--- start DATA ---

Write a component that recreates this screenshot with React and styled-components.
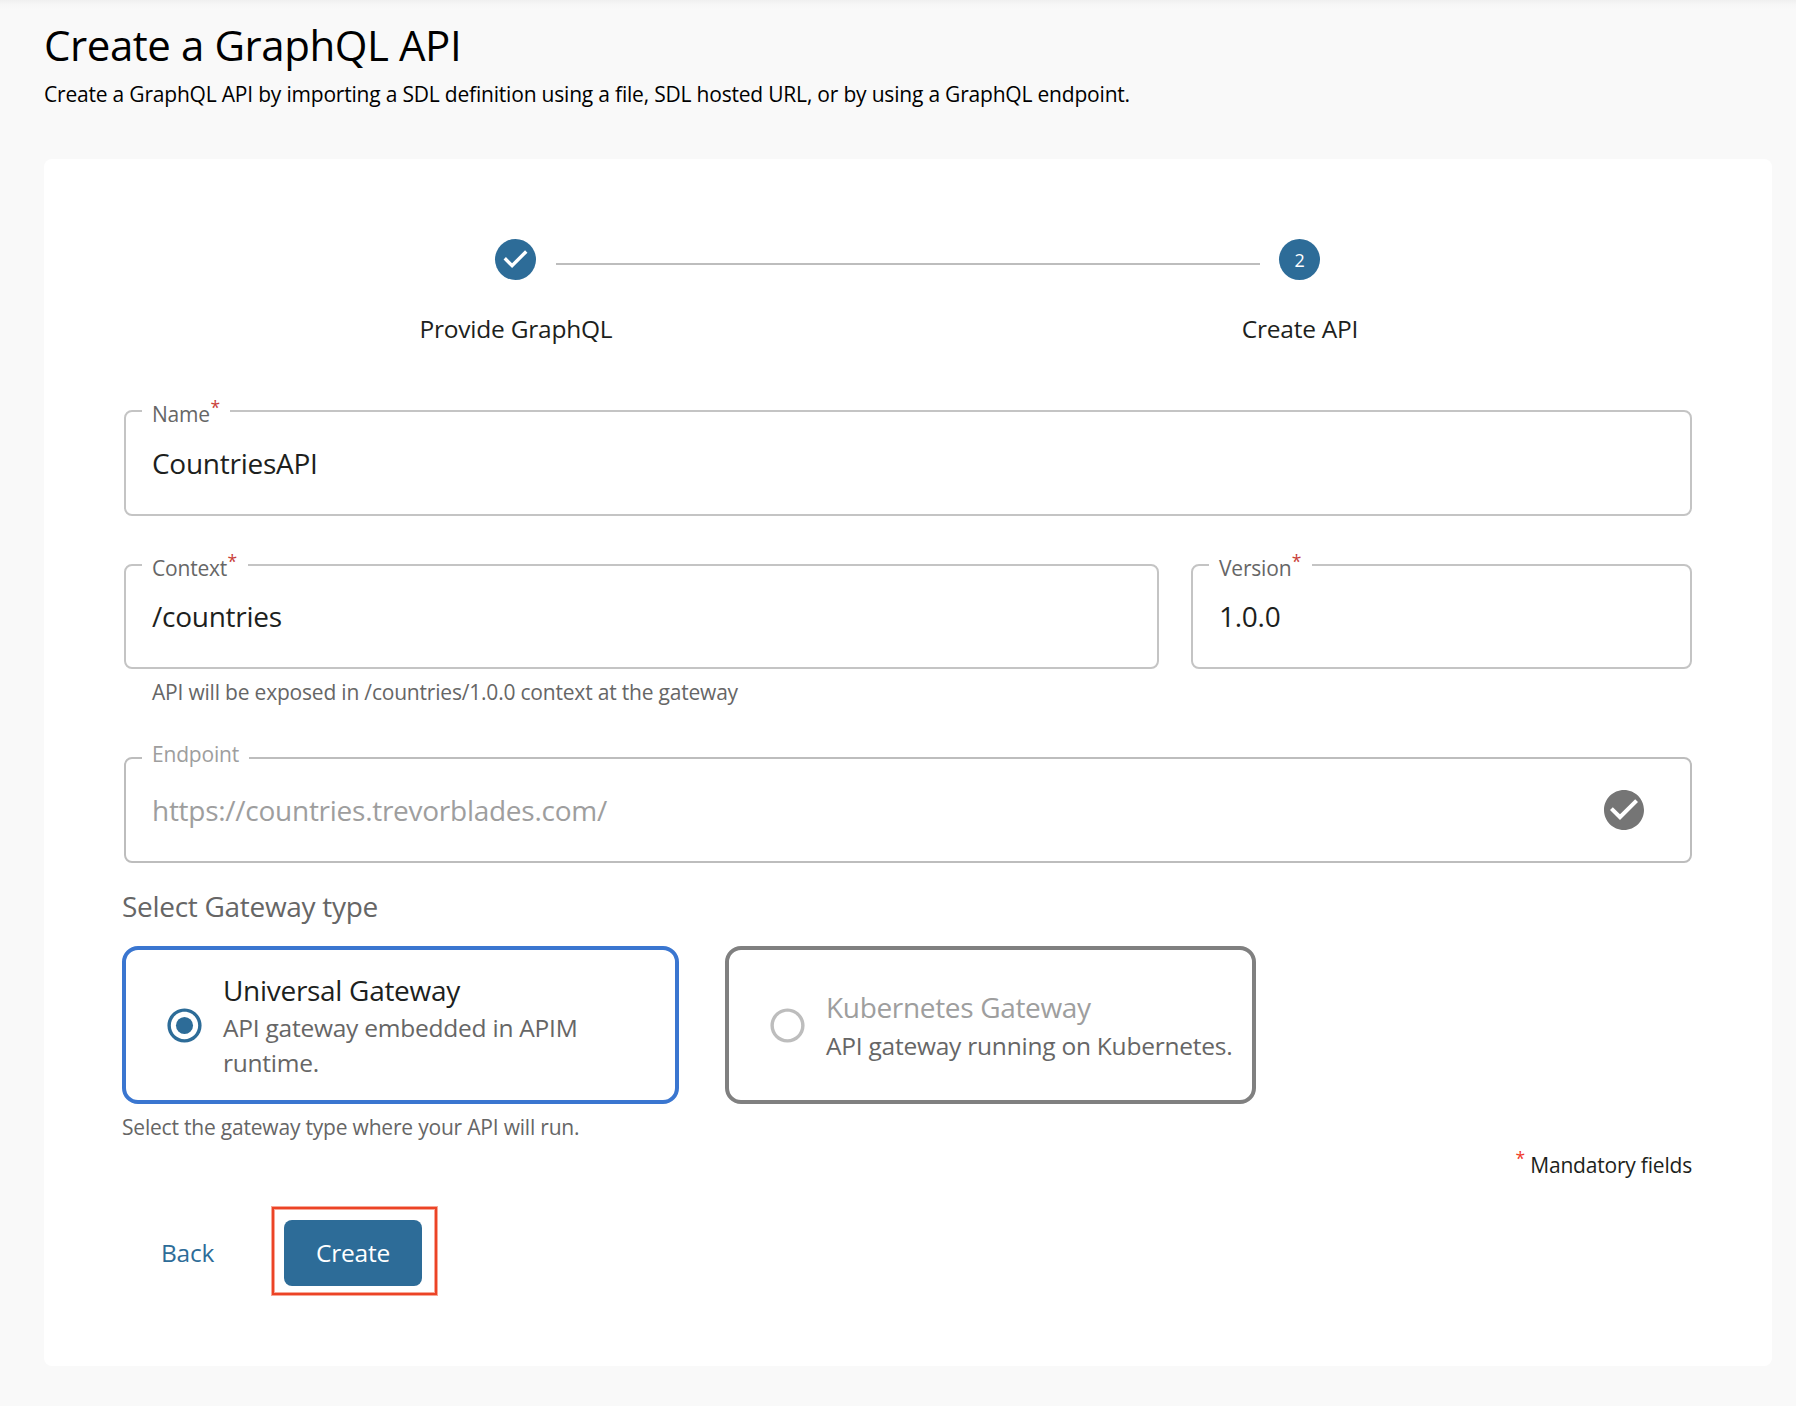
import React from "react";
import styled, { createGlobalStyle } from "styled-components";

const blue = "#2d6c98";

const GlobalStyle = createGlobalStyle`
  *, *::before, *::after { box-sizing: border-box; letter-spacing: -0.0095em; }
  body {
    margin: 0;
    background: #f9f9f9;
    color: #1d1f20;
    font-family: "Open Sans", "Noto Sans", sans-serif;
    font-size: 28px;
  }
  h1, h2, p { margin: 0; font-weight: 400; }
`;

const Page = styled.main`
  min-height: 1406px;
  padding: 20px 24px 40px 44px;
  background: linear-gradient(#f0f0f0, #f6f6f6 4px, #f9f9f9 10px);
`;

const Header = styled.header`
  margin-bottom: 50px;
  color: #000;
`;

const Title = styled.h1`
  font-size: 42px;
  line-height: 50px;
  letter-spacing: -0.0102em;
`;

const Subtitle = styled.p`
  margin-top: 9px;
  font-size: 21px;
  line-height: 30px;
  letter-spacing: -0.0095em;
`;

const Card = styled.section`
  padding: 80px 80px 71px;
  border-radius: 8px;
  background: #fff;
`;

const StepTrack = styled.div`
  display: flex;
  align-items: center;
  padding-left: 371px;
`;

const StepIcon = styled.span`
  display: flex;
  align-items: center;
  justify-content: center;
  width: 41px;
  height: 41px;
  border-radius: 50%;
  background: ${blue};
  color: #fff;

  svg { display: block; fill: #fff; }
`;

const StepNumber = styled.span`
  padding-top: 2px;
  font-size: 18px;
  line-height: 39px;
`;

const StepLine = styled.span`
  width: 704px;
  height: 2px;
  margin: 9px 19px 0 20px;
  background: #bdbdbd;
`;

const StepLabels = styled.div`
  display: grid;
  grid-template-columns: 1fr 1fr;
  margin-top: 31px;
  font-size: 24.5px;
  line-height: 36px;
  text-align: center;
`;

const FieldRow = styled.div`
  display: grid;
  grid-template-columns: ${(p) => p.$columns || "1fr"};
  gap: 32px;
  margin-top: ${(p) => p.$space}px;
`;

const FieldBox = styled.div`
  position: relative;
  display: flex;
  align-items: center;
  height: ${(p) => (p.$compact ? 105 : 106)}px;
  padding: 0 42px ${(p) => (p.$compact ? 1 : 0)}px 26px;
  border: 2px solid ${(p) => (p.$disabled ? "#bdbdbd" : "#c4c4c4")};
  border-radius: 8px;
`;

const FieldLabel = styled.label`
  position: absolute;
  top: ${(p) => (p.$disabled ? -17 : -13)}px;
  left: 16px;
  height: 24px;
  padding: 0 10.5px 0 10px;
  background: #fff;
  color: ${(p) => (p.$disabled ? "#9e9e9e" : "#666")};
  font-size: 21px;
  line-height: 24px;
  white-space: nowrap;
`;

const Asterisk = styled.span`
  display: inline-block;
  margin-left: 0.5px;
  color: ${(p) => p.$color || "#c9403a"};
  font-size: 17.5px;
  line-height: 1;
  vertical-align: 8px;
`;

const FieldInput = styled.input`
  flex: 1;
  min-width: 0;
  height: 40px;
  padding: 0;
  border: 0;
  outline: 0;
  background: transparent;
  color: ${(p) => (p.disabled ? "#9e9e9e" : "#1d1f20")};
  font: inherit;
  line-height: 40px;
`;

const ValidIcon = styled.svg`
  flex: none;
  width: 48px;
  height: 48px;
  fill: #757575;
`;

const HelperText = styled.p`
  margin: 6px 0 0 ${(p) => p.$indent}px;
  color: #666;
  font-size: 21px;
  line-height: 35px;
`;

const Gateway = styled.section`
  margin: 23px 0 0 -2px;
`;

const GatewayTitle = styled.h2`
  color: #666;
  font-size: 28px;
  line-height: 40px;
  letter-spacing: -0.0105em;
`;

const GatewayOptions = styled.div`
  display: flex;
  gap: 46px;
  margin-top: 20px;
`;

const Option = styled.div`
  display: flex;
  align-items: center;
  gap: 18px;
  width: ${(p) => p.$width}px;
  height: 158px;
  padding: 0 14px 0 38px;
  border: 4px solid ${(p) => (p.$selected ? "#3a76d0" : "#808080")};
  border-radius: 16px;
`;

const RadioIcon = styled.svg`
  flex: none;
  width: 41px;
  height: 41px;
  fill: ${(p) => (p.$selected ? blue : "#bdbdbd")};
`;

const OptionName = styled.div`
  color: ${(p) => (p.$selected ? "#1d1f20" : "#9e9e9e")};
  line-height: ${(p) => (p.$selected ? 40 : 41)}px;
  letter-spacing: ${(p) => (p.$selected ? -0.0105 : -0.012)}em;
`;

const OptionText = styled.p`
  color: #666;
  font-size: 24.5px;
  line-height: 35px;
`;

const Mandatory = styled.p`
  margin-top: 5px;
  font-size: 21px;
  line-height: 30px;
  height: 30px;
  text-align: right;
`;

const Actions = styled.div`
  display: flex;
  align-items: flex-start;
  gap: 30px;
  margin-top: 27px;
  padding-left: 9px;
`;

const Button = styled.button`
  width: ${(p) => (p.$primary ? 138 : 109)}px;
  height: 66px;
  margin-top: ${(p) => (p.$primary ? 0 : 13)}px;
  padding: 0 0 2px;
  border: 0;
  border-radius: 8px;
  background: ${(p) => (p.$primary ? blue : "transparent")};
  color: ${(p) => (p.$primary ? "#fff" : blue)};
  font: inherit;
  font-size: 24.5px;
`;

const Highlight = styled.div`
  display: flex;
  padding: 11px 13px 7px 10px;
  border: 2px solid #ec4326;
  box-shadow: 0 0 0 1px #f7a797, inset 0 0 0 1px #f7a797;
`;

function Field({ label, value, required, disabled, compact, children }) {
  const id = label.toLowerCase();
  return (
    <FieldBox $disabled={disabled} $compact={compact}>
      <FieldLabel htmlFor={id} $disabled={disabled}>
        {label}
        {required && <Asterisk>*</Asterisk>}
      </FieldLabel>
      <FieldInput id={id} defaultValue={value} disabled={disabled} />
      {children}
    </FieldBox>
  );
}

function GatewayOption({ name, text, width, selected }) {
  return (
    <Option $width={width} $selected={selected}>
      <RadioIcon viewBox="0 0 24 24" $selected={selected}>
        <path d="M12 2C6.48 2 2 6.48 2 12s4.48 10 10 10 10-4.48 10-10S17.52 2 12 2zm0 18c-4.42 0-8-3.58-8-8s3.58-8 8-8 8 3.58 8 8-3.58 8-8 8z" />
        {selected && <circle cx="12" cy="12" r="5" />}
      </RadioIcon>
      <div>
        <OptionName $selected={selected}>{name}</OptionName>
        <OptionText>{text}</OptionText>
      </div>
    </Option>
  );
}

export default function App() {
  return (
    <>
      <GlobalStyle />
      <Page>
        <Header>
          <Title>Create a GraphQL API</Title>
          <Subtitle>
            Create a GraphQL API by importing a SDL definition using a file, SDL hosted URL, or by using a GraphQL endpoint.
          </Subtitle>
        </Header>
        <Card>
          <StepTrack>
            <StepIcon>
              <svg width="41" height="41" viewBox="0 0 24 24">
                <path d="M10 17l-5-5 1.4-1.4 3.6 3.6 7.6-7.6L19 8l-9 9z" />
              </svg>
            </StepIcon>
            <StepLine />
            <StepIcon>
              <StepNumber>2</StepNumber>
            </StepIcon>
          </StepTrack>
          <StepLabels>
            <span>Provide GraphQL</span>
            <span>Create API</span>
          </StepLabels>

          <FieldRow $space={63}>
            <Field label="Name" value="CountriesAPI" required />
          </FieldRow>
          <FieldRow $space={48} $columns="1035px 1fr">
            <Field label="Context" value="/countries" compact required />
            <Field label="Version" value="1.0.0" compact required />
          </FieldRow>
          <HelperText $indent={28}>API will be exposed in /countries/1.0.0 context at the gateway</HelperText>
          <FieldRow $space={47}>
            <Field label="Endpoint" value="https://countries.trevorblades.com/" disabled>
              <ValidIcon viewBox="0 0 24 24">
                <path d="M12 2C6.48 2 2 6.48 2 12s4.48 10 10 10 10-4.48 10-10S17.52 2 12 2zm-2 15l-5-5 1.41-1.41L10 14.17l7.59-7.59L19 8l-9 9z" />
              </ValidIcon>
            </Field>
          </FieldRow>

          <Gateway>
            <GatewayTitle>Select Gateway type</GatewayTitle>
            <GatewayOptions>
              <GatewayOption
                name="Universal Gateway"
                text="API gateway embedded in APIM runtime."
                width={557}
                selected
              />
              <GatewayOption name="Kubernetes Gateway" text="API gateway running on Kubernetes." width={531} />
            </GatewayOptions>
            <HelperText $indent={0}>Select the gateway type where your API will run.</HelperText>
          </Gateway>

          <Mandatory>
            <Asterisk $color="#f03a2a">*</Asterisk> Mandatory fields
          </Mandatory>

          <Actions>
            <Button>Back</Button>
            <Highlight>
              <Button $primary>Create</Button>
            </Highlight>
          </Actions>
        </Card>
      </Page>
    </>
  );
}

--- end DATA ---

WRITTEN REQUEST
Which lines hold the string "React"? Copy all of them from the data above.

REPLY TO THE EXERCISE
Write a component that recreates this screenshot with React and styled-components.
import React from "react";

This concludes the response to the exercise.